▶ _Job_
Show all lines that include the string "components"; copy each one.

▶ _Data lines_
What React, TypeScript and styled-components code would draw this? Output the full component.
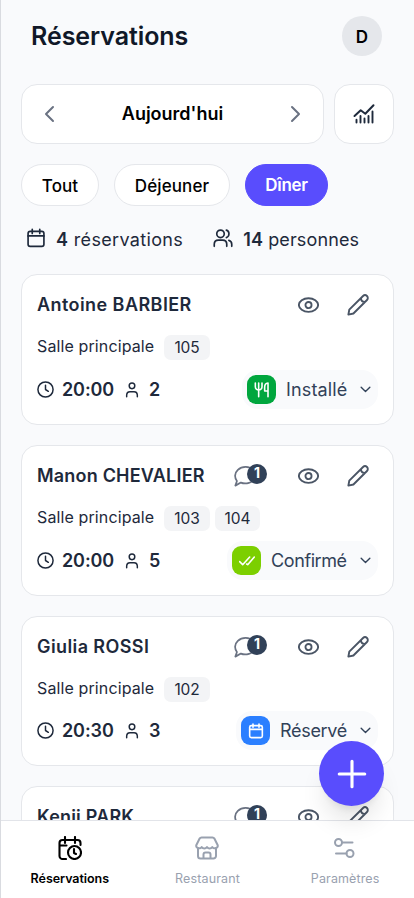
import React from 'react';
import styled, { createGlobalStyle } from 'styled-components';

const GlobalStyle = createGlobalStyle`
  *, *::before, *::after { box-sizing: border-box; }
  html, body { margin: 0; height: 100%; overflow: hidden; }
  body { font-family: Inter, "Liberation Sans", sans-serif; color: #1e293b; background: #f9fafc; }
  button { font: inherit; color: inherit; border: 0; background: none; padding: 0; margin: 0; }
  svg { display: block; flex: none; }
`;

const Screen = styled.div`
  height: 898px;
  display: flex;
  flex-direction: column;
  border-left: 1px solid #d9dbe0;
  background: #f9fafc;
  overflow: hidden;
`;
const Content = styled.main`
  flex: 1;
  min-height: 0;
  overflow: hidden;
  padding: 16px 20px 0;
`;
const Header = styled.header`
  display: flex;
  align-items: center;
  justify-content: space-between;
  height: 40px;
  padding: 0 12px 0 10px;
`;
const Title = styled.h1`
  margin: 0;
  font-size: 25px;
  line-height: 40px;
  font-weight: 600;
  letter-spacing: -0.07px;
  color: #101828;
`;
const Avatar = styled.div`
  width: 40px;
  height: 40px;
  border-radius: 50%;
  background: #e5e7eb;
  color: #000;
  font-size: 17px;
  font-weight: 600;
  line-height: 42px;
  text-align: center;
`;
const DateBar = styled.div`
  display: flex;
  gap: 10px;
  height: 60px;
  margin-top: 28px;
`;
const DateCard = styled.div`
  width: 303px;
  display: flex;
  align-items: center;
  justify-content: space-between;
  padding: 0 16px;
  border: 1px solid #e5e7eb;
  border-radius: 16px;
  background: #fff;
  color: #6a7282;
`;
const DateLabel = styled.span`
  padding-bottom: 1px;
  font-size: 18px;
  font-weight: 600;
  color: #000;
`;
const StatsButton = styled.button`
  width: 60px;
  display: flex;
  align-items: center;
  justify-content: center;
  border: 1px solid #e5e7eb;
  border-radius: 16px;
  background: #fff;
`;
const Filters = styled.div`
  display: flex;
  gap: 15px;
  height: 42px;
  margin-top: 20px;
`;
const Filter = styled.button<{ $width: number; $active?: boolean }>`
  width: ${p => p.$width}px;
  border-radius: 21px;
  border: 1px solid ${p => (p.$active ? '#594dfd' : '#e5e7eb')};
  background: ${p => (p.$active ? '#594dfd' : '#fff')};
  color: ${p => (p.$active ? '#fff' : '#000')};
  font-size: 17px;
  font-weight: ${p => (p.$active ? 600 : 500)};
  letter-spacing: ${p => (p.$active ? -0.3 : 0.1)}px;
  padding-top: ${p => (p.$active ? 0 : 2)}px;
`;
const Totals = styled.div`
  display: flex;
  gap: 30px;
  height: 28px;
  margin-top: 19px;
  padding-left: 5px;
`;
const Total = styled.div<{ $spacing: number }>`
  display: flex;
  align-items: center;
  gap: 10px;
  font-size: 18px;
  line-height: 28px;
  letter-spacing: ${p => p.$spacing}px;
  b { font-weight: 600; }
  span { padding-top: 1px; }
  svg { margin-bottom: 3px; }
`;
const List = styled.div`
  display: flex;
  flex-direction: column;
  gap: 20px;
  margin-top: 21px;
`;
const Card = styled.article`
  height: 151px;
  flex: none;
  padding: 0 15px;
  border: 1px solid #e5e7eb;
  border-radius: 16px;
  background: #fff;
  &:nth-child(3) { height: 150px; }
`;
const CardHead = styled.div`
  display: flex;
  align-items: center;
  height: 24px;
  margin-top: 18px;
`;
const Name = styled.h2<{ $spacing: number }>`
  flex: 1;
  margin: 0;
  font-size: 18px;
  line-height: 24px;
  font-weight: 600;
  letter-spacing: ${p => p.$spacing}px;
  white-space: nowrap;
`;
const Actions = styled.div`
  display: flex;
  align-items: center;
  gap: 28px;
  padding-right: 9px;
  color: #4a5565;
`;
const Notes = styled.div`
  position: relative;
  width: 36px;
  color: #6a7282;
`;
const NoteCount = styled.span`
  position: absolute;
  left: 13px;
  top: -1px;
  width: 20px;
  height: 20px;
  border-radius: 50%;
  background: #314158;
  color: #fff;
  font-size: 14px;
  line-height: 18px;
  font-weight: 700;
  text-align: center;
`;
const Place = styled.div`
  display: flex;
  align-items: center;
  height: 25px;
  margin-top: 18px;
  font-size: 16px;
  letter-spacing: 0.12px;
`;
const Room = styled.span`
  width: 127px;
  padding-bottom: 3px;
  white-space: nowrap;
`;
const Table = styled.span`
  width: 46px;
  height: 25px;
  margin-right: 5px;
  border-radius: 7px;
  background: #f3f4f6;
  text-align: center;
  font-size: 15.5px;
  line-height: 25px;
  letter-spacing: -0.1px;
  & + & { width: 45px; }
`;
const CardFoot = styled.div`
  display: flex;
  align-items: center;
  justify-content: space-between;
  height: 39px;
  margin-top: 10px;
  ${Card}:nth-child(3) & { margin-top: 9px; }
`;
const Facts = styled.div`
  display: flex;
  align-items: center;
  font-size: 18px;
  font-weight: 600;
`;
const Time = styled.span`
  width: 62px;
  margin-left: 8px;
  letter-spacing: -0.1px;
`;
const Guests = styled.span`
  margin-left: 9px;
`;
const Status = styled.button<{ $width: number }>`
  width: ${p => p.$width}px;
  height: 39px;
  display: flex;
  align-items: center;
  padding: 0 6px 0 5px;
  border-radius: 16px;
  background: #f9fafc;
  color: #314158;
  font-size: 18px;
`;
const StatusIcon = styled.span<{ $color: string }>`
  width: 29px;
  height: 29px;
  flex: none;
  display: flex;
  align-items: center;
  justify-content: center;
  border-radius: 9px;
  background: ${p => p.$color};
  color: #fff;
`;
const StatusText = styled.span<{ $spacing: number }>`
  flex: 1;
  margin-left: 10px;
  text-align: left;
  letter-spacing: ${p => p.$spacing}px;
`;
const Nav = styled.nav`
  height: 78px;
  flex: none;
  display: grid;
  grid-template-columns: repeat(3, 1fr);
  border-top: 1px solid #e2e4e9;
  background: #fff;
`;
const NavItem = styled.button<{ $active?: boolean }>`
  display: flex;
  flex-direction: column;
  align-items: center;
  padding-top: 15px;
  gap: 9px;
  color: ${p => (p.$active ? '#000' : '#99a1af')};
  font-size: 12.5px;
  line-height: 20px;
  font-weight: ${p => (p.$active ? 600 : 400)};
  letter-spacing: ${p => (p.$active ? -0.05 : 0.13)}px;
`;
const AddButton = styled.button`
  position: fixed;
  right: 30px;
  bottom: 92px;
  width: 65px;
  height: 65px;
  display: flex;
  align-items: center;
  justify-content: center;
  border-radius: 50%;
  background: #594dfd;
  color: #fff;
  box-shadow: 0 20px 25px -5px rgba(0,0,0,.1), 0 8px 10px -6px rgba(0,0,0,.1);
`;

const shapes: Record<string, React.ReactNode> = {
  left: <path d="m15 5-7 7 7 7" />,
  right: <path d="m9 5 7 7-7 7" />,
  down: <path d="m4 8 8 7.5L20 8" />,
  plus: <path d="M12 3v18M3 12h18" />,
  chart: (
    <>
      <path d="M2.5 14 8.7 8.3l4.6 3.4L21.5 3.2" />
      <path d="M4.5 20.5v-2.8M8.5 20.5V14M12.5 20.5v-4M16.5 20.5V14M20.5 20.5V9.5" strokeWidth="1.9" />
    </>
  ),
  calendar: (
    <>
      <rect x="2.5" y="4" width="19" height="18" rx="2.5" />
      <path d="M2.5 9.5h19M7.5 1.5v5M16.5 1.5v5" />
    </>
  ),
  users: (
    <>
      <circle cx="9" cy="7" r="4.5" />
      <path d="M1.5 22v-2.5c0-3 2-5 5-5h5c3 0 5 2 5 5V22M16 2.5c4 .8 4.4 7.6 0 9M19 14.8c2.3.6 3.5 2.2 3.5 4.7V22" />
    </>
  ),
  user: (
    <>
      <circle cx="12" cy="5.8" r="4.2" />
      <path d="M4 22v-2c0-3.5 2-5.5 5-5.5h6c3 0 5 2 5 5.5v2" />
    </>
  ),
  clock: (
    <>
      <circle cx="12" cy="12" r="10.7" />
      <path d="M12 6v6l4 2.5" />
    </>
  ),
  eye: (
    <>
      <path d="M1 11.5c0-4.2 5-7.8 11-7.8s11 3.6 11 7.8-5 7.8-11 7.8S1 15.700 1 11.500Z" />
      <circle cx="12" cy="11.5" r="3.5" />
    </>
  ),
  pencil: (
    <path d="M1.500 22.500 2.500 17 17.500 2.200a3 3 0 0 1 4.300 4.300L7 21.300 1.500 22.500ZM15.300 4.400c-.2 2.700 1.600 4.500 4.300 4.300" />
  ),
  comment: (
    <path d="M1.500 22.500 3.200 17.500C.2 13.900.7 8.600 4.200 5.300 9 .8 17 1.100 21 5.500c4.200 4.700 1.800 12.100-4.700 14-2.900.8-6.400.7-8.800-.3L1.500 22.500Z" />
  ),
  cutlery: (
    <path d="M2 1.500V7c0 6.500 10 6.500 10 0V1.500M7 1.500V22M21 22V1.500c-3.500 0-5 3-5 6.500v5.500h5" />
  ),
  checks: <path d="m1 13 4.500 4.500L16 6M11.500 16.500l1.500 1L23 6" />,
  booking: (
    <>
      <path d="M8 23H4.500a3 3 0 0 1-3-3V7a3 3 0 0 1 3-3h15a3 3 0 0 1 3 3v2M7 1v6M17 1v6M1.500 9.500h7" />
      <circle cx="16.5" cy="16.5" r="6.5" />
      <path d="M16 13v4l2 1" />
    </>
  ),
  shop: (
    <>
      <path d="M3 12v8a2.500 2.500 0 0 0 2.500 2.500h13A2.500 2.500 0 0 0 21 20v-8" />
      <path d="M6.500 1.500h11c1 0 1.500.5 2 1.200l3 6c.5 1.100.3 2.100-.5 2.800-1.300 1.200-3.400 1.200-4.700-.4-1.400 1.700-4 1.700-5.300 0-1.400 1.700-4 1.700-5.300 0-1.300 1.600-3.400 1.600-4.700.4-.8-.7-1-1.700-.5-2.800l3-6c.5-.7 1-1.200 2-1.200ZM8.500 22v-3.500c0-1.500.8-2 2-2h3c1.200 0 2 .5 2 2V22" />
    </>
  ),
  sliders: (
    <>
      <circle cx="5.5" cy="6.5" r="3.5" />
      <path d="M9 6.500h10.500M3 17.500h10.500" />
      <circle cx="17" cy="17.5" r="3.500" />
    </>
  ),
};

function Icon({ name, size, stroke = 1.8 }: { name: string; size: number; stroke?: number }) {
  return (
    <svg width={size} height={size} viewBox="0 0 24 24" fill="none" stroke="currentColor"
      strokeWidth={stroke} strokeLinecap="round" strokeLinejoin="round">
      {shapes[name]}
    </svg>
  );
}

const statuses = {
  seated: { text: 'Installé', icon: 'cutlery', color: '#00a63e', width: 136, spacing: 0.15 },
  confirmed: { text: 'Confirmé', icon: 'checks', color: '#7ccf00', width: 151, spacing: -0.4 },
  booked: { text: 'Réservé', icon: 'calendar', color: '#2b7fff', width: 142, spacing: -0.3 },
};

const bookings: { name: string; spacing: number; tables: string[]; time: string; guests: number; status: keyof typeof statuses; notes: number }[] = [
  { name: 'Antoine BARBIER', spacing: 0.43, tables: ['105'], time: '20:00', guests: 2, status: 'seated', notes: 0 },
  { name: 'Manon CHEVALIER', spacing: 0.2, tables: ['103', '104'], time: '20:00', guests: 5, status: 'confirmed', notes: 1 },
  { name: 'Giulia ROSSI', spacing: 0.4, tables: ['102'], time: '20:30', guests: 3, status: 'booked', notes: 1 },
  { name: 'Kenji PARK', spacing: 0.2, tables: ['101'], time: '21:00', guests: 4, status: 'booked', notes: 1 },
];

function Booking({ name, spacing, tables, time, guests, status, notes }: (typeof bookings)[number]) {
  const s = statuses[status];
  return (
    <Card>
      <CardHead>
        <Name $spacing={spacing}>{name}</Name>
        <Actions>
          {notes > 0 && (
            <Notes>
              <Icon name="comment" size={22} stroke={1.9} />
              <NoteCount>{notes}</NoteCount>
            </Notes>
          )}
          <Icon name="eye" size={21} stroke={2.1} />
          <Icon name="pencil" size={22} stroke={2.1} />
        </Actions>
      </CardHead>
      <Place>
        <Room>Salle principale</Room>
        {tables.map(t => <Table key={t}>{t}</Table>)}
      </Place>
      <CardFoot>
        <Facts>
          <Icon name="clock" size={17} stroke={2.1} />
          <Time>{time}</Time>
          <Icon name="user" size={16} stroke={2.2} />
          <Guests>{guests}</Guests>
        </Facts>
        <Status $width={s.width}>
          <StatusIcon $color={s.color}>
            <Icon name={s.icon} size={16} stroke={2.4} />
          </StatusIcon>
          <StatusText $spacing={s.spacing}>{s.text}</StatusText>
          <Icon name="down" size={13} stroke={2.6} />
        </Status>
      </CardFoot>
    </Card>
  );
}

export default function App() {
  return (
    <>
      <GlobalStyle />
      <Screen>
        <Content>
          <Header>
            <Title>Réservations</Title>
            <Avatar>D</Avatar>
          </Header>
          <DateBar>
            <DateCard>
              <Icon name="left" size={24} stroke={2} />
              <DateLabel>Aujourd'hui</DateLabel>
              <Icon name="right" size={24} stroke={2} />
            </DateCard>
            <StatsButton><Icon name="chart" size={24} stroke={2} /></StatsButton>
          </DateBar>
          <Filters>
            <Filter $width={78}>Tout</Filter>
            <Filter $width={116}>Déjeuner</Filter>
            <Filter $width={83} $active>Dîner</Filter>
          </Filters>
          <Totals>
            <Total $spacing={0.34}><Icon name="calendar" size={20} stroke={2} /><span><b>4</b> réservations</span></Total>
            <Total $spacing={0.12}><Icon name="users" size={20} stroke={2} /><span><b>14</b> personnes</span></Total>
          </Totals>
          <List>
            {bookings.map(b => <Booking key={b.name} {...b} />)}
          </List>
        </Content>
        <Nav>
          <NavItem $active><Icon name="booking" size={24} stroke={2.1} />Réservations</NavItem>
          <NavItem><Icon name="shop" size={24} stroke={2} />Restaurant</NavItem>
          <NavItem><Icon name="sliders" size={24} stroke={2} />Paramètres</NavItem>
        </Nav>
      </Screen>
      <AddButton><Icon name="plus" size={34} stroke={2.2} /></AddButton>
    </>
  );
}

▶ _Solution_
What React, TypeScript and styled-components code would draw this? Output the full component.
import styled, { createGlobalStyle } from 'styled-components';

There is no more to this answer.